As for lawmakers, I have never known a lawmaker who would not want another tool in their tool bag to have more tools, but the honourable senator knows — he is a professional plumber — that more tools do not mean you can do your job correctly; more tools just mean you get confused with how many tools you are going to use. That is what this bill will be doing.
Honourable senators, more tools do not make the difference. I bet that if he were going to show me how to do plumbing, Senator Plett would use the same tools he used 30 years ago because they are the most effective. Respectfully, I suggest that more tools do not make the difference, and I salute the defence lawyers who come before us on a volunteer basis and regularly put the position on behalf of the most marginalized people in our country.
Senator Baker did say that, and I agree. I said in my speech that Senator Baker — and he is a colleague of all of us — has a certain position that this bill is not redundant. I respectfully do not agree with him. He is a member of the Legal Committee, and if he wants to elaborate on that, I am sure he will.
I again want to say to Senator Plett that I enjoyed working with him on this bill.
Senator Plett: I know when I stand I am supposed to ask a question at some point so I will try to put one into this, but I want first to thank Senator Jaffer as well. I enjoyed my time on the committee and am looking forward to sponsoring another piece of legislation that will hopefully go to the Standing Senate Committee on Legal and Constitutional Affairs, and I could again serve during that time.

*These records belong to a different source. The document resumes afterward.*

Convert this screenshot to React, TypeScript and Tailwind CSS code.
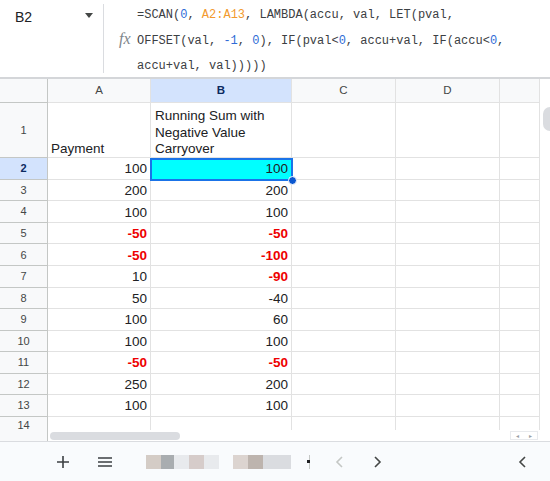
import React from 'react';

type Row = { n: number; a: string; b: string; aNeg?: boolean; bNeg?: boolean };

const rows: Row[] = [
  { n: 2, a: '100', b: '100' },
  { n: 3, a: '200', b: '200' },
  { n: 4, a: '100', b: '100' },
  { n: 5, a: '-50', b: '-50', aNeg: true, bNeg: true },
  { n: 6, a: '-50', b: '-100', aNeg: true, bNeg: true },
  { n: 7, a: '10', b: '-90', bNeg: true },
  { n: 8, a: '50', b: '-40' },
  { n: 9, a: '100', b: '60' },
  { n: 10, a: '100', b: '100' },
  { n: 11, a: '-50', b: '-50', aNeg: true, bNeg: true },
  { n: 12, a: '250', b: '200' },
  { n: 13, a: '100', b: '100' },
  { n: 14, a: '', b: '' },
];

const cellLine = 'border-r border-b border-[#e2e2e2]';
const num = 'flex items-center justify-end pr-[3px] pt-[2px]';

const Val: React.FC<{ v: string; neg?: boolean }> = ({ v, neg }) => (
  <span className={neg ? 'font-bold text-[#ee0000]' : 'text-[#202124]'}>{v}</span>
);

const App: React.FC = () => {
  return (
    <div className="w-[550px] h-[481px] overflow-hidden bg-white flex flex-col font-['Liberation_Sans',Arial,sans-serif]">
      {/* Formula bar */}
      <div className="h-[77px] flex shrink-0">
        <div className="w-[104px] flex items-start pt-[5px] pl-[15px] pr-[10px] justify-between border-r border-[#dadce0] my-[4px]">
          <span className="text-[14px] text-[#202124] leading-[16px]">B2</span>
          <svg width="8" height="5" viewBox="0 0 8 5" className="mt-[4px]">
            <path d="M0 0 L8 0 L4 5 Z" fill="#444746" />
          </svg>
        </div>
        <div className="flex-1 flex pl-[15px]">
          <div className="w-[18px] pt-[31px] font-['Liberation_Serif',serif] italic text-[16px] text-[#80868b] leading-[16px]">
            fx
          </div>
          <div className="font-['Liberation_Mono',monospace] text-[12px] text-[#3c4043] leading-[25.5px] pt-[3px] whitespace-pre">
            <div>
              =SCAN(<span className="text-[#2f6cd6]">0</span>, <span className="text-[#f29a2e]">A2:A13</span>, LAMBDA(accu, val, LET(pval,
            </div>
            <div>
              OFFSET(val, <span className="text-[#2f6cd6]">-1</span>, <span className="text-[#2f6cd6]">0</span>), IF(pval&lt;<span className="text-[#2f6cd6]">0</span>, accu+val, IF(accu&lt;<span className="text-[#2f6cd6]">0</span>,
            </div>
            <div>accu+val, val)))))</div>
          </div>
        </div>
      </div>
      <div className="h-[2px] bg-[#d4d6d9] shrink-0" />

      {/* Grid */}
      <div className="relative h-[351px] shrink-0 flex overflow-hidden">
        <div className="flex flex-col">
          {/* header row */}
          <div className="h-[24px] flex text-[11.5px] text-[#444746] shrink-0">
            <div className="w-[48px] bg-[#f8f9fa] border-r border-b border-[#c4c7c5]" />
            <div className="w-[103px] bg-[#f8f9fa] border-r border-b border-[#e2e2e2] flex items-center justify-center">A</div>
            <div className="w-[141px] bg-[#d3e3fd] border-r border-b border-[#e2e2e2] flex items-center justify-center font-bold text-[#0b2a60]">B</div>
            <div className="w-[104px] bg-[#f8f9fa] border-r border-b border-[#e2e2e2] flex items-center justify-center">C</div>
            <div className="w-[104px] bg-[#f8f9fa] border-r border-b border-[#e2e2e2] flex items-center justify-center">D</div>
            <div className="w-[40px] bg-[#f8f9fa] border-r border-b border-[#e2e2e2]" />
          </div>

          {/* row 1 */}
          <div className="h-[55.3px] flex text-[13.5px] text-[#202124] shrink-0">
            <div className="w-[48px] bg-[#f8f9fa] border-r border-b border-[#c4c7c5] flex items-center justify-center text-[11px] text-[#444746]">1</div>
            <div className={`w-[103px] ${cellLine} flex items-end pl-[3px] pb-0 leading-[16.3px]`}>Payment</div>
            <div className={`w-[141px] ${cellLine} flex items-end pl-[4px] pb-0 leading-[16.3px]`}>
              <span>
                Running Sum with
                <br />
                Negative Value
                <br />
                Carryover
              </span>
            </div>
            <div className={`w-[104px] ${cellLine}`} />
            <div className={`w-[104px] ${cellLine}`} />
            <div className={`w-[40px] ${cellLine}`} />
          </div>

          {rows.map((r) => (
            <div key={r.n} className="h-[21.55px] flex text-[13.5px] shrink-0">
              <div
                className={`w-[48px] border-r border-b border-[#c4c7c5] flex justify-center text-[11px] ${
                  r.n === 14 ? 'items-start pt-[2px] leading-[12px]' : 'items-center'
                } ${r.n === 2 ? 'bg-[#d3e3fd] font-bold text-[#0b2a60]' : 'bg-[#f8f9fa] text-[#444746]'}`}
              >
                {r.n}
              </div>
              <div className={`w-[103px] ${cellLine} ${num}`}>
                <Val v={r.a} neg={r.aNeg} />
              </div>
              <div className={`w-[141px] ${cellLine} ${num} ${r.n === 2 ? 'bg-[#00ffff]' : ''}`}>
                <Val v={r.b} neg={r.bNeg} />
              </div>
              <div className={`w-[104px] ${cellLine}`} />
              <div className={`w-[104px] ${cellLine}`} />
              <div className={`w-[40px] ${cellLine}`} />
            </div>
          ))}
        </div>

        {/* vertical scrollbar */}
        <div className="w-[10px] bg-white relative">
          <div className="absolute left-[3px] top-[28px] w-[7px] h-[24px] rounded-l-full bg-[#dadce0]" />
        </div>

        {/* selection overlay on B2 */}
        <div className="absolute left-[150px] top-[78.5px] w-[143px] h-[23px] border-2 border-[#1a73e8]" />
        <div className="absolute left-[288px] top-[97px] w-[9px] h-[9px] rounded-full bg-[#0b57d0] border border-white" />
      </div>

      {/* horizontal scrollbar */}
      <div className="h-[11px] flex items-center bg-white shrink-0 relative">
        <div className="w-[48px] h-full bg-[#f8f9fa] border-r border-[#c4c7c5]" />
        <div className="ml-[2px] w-[130px] h-[8px] rounded-full bg-[#dadce0]" />
        <div className="ml-auto mr-[12px] w-[28px] h-[9px] border border-[#e8eaed] flex items-center justify-around text-[6px] text-[#9aa0a6] leading-none">
          <span>◂</span>
          <span>▸</span>
        </div>
      </div>

      {/* bottom bar */}
      <div className="flex-1 bg-[#f9fbfd] border-t border-[#dadce0] flex items-center relative">
        <svg width="12" height="12" viewBox="0 0 12 12" className="ml-[57px]">
          <path d="M6 0 V12 M0 6 H12" stroke="#3c4043" strokeWidth="1.6" />
        </svg>
        <svg width="14" height="10" viewBox="0 0 14 10" className="ml-[29px]">
          <path d="M0 1 H14 M0 5 H14 M0 9 H14" stroke="#3c4043" strokeWidth="1.6" />
        </svg>
        <div className="ml-[34px] flex h-[14px]">
          <div className="w-[15px] bg-[#d4ccc6]" />
          <div className="w-[13px] bg-[#a9adb0]" />
          <div className="w-[15px] bg-[#e8eaed]" />
          <div className="w-[15px] bg-[#d6ccca]" />
          <div className="w-[15px] bg-[#e8eaed]" />
          <div className="w-[14px] bg-transparent" />
          <div className="w-[15px] bg-[#dcd4d0]" />
          <div className="w-[15px] bg-[#bdb4ae]" />
          <div className="w-[28px] bg-[#dadce0]" />
        </div>
        <div className="ml-[16px] w-[3px] h-[14px] flex flex-col items-center justify-center border-r border-[#c4c7c5]">
          <div className="w-[3px] h-[3px] bg-[#202124]" />
        </div>
        <svg width="8" height="12" viewBox="0 0 8 12" className="ml-[25px]">
          <path d="M7 1 L2 6 L7 11" stroke="#c4c7c5" strokeWidth="1.6" fill="none" />
        </svg>
        <svg width="8" height="12" viewBox="0 0 8 12" className="ml-[31px]">
          <path d="M1 1 L6 6 L1 11" stroke="#444746" strokeWidth="1.6" fill="none" />
        </svg>
        <svg width="8" height="12" viewBox="0 0 8 12" className="ml-auto mr-[24px]">
          <path d="M7 1 L2 6 L7 11" stroke="#444746" strokeWidth="1.6" fill="none" />
        </svg>
      </div>
    </div>
  );
};

export default App;
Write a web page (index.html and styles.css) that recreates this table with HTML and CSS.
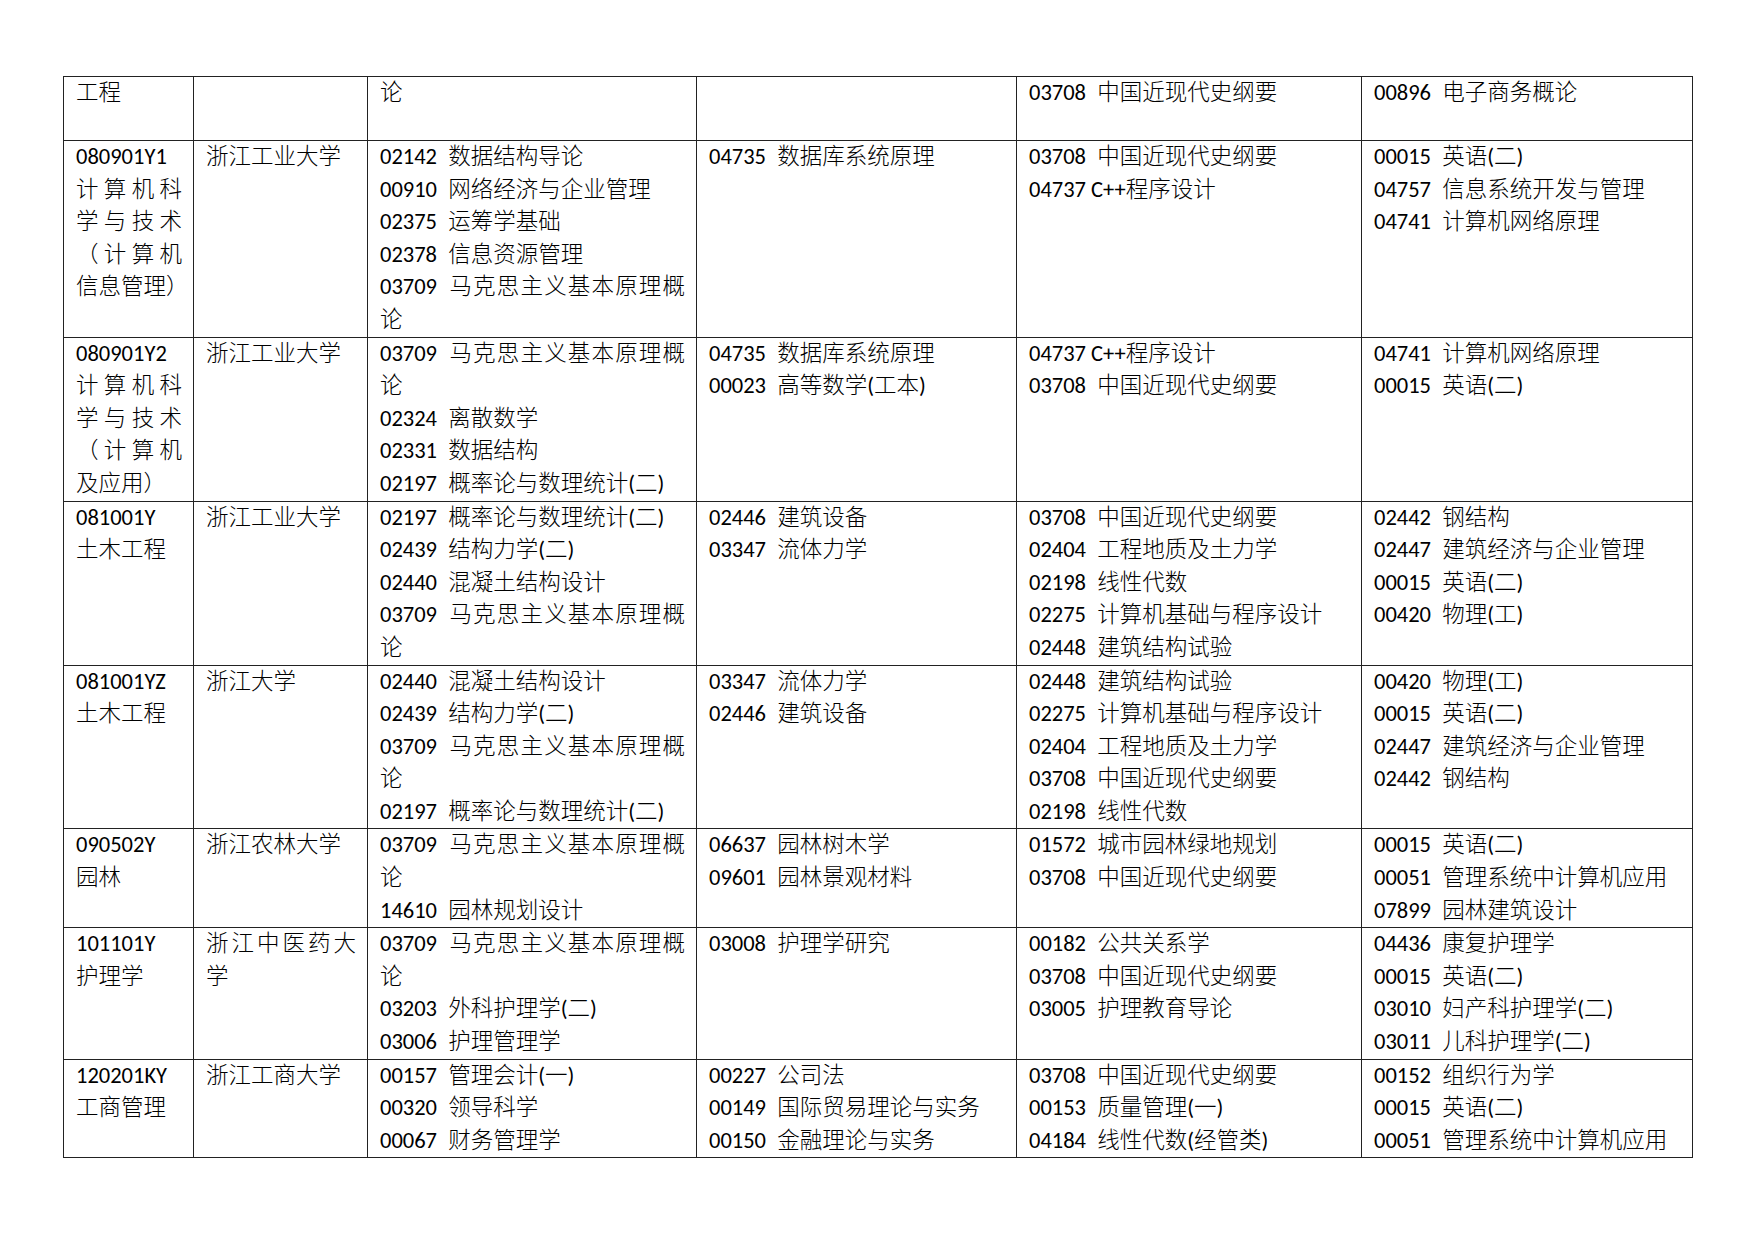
FILE: index.html
```html
<!DOCTYPE html>
<html lang="zh-CN">
<head>
<meta charset="utf-8">
<title>课程表</title>
<link rel="stylesheet" href="styles.css">
</head>
<body>
<table class="plan">
<colgroup>
<col class="c1"><col class="c2"><col class="c3"><col class="c4"><col class="c5"><col class="c6">
</colgroup>
<tbody>
<tr class="first">
<td>工程</td>
<td></td>
<td>论</td>
<td></td>
<td><div>03708&ensp;中国近现代史纲要</div></td>
<td><div>00896&ensp;电子商务概论</div></td>
</tr>
<tr>
<td><div>080901Y1</div><div>计算机科学与技术（计算机信息管理<span class="hw">）</span></div></td>
<td>浙江工业大学</td>
<td><div>02142&ensp;数据结构导论</div><div>00910&ensp;网络经济与企业管理</div><div>02375&ensp;运筹学基础</div><div>02378&ensp;信息资源管理</div><div>03709&ensp;马克思主义基本原理概论</div></td>
<td><div>04735&ensp;数据库系统原理</div></td>
<td><div>03708&ensp;中国近现代史纲要</div><div>04737 C++程序设计</div></td>
<td><div>00015&ensp;英语(二)</div><div>04757&ensp;信息系统开发与管理</div><div>04741&ensp;计算机网络原理</div></td>
</tr>
<tr>
<td><div>080901Y2</div><div>计算机科学与技术（计算机及应用<span class="hw">）</span></div></td>
<td>浙江工业大学</td>
<td><div>03709&ensp;马克思主义基本原理概论</div><div>02324&ensp;离散数学</div><div>02331&ensp;数据结构</div><div>02197&ensp;概率论与数理统计(二)</div></td>
<td><div>04735&ensp;数据库系统原理</div><div>00023&ensp;高等数学(工本)</div></td>
<td><div>04737 C++程序设计</div><div>03708&ensp;中国近现代史纲要</div></td>
<td><div>04741&ensp;计算机网络原理</div><div>00015&ensp;英语(二)</div></td>
</tr>
<tr>
<td><div>081001Y</div><div>土木工程</div></td>
<td>浙江工业大学</td>
<td><div>02197&ensp;概率论与数理统计(二)</div><div>02439&ensp;结构力学(二)</div><div>02440&ensp;混凝土结构设计</div><div>03709&ensp;马克思主义基本原理概论</div></td>
<td><div>02446&ensp;建筑设备</div><div>03347&ensp;流体力学</div></td>
<td><div>03708&ensp;中国近现代史纲要</div><div>02404&ensp;工程地质及土力学</div><div>02198&ensp;线性代数</div><div>02275&ensp;计算机基础与程序设计</div><div>02448&ensp;建筑结构试验</div></td>
<td><div>02442&ensp;钢结构</div><div>02447&ensp;建筑经济与企业管理</div><div>00015&ensp;英语(二)</div><div>00420&ensp;物理(工)</div></td>
</tr>
<tr>
<td><div>081001YZ</div><div>土木工程</div></td>
<td>浙江大学</td>
<td><div>02440&ensp;混凝土结构设计</div><div>02439&ensp;结构力学(二)</div><div>03709&ensp;马克思主义基本原理概论</div><div>02197&ensp;概率论与数理统计(二)</div></td>
<td><div>03347&ensp;流体力学</div><div>02446&ensp;建筑设备</div></td>
<td><div>02448&ensp;建筑结构试验</div><div>02275&ensp;计算机基础与程序设计</div><div>02404&ensp;工程地质及土力学</div><div>03708&ensp;中国近现代史纲要</div><div>02198&ensp;线性代数</div></td>
<td><div>00420&ensp;物理(工)</div><div>00015&ensp;英语(二)</div><div>02447&ensp;建筑经济与企业管理</div><div>02442&ensp;钢结构</div></td>
</tr>
<tr>
<td><div>090502Y</div><div>园林</div></td>
<td>浙江农林大学</td>
<td><div>03709&ensp;马克思主义基本原理概论</div><div>14610&ensp;园林规划设计</div></td>
<td><div>06637&ensp;园林树木学</div><div>09601&ensp;园林景观材料</div></td>
<td><div>01572&ensp;城市园林绿地规划</div><div>03708&ensp;中国近现代史纲要</div></td>
<td><div>00015&ensp;英语(二)</div><div>00051&ensp;管理系统中计算机应用</div><div>07899&ensp;园林建筑设计</div></td>
</tr>
<tr>
<td><div>101101Y</div><div>护理学</div></td>
<td>浙江中医药大学</td>
<td><div>03709&ensp;马克思主义基本原理概论</div><div>03203&ensp;外科护理学(二)</div><div>03006&ensp;护理管理学</div></td>
<td><div>03008&ensp;护理学研究</div></td>
<td><div>00182&ensp;公共关系学</div><div>03708&ensp;中国近现代史纲要</div><div>03005&ensp;护理教育导论</div></td>
<td><div>04436&ensp;康复护理学</div><div>00015&ensp;英语(二)</div><div>03010&ensp;妇产科护理学(二)</div><div>03011&ensp;儿科护理学(二)</div></td>
</tr>
<tr>
<td><div>120201KY</div><div>工商管理</div></td>
<td>浙江工商大学</td>
<td><div>00157&ensp;管理会计(一)</div><div>00320&ensp;领导科学</div><div>00067&ensp;财务管理学</div></td>
<td><div>00227&ensp;公司法</div><div>00149&ensp;国际贸易理论与实务</div><div>00150&ensp;金融理论与实务</div></td>
<td><div>03708&ensp;中国近现代史纲要</div><div>00153&ensp;质量管理(一)</div><div>04184&ensp;线性代数(经管类)</div></td>
<td><div>00152&ensp;组织行为学</div><div>00015&ensp;英语(二)</div><div>00051&ensp;管理系统中计算机应用</div></td>
</tr>
</tbody>
</table>
</body>
</html>
```

FILE: styles.css
```css
html, body {
  margin: 0;
  padding: 0;
  background: #fff;
}

body {
  padding: 76px 0 0 63px;
  font-family: Carlito, "Noto Sans CJK SC", "Liberation Sans", sans-serif;
  font-size: 22.5px;
  font-weight: 300;
  color: #000;
}

.plan {
  border-collapse: collapse;
  table-layout: fixed;
  width: 1629px;
  border: 1px solid #000;
}

.c1 { width: 130px; }
.c2 { width: 174px; }
.c3 { width: 329px; }
.c4 { width: 320px; }
.c5 { width: 345px; }
.c6 { width: 331px; }

.plan td {
  border: 1px solid #222;
  padding: 0 11px 0 12px;
  vertical-align: top;
  line-height: 32.6px;
  text-align: justify;
  word-break: normal;
}

.plan tr.first {
  height: 64px;
}

.hw {
  font-feature-settings: "halt";
}
```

I thank her for her compliment in recognizing me as a professional plumber. I do have a kitchen wrench, a vice grip and a pipe wrench, but I also need a monkey wrench in order to do the job properly, so more tools allow me to do a better job. Honourable senators, I will leave it at that and not ask another question, other than to thank her very much.
(On motion of Senator Tardif, for Senator Joyal, debate adjourned.)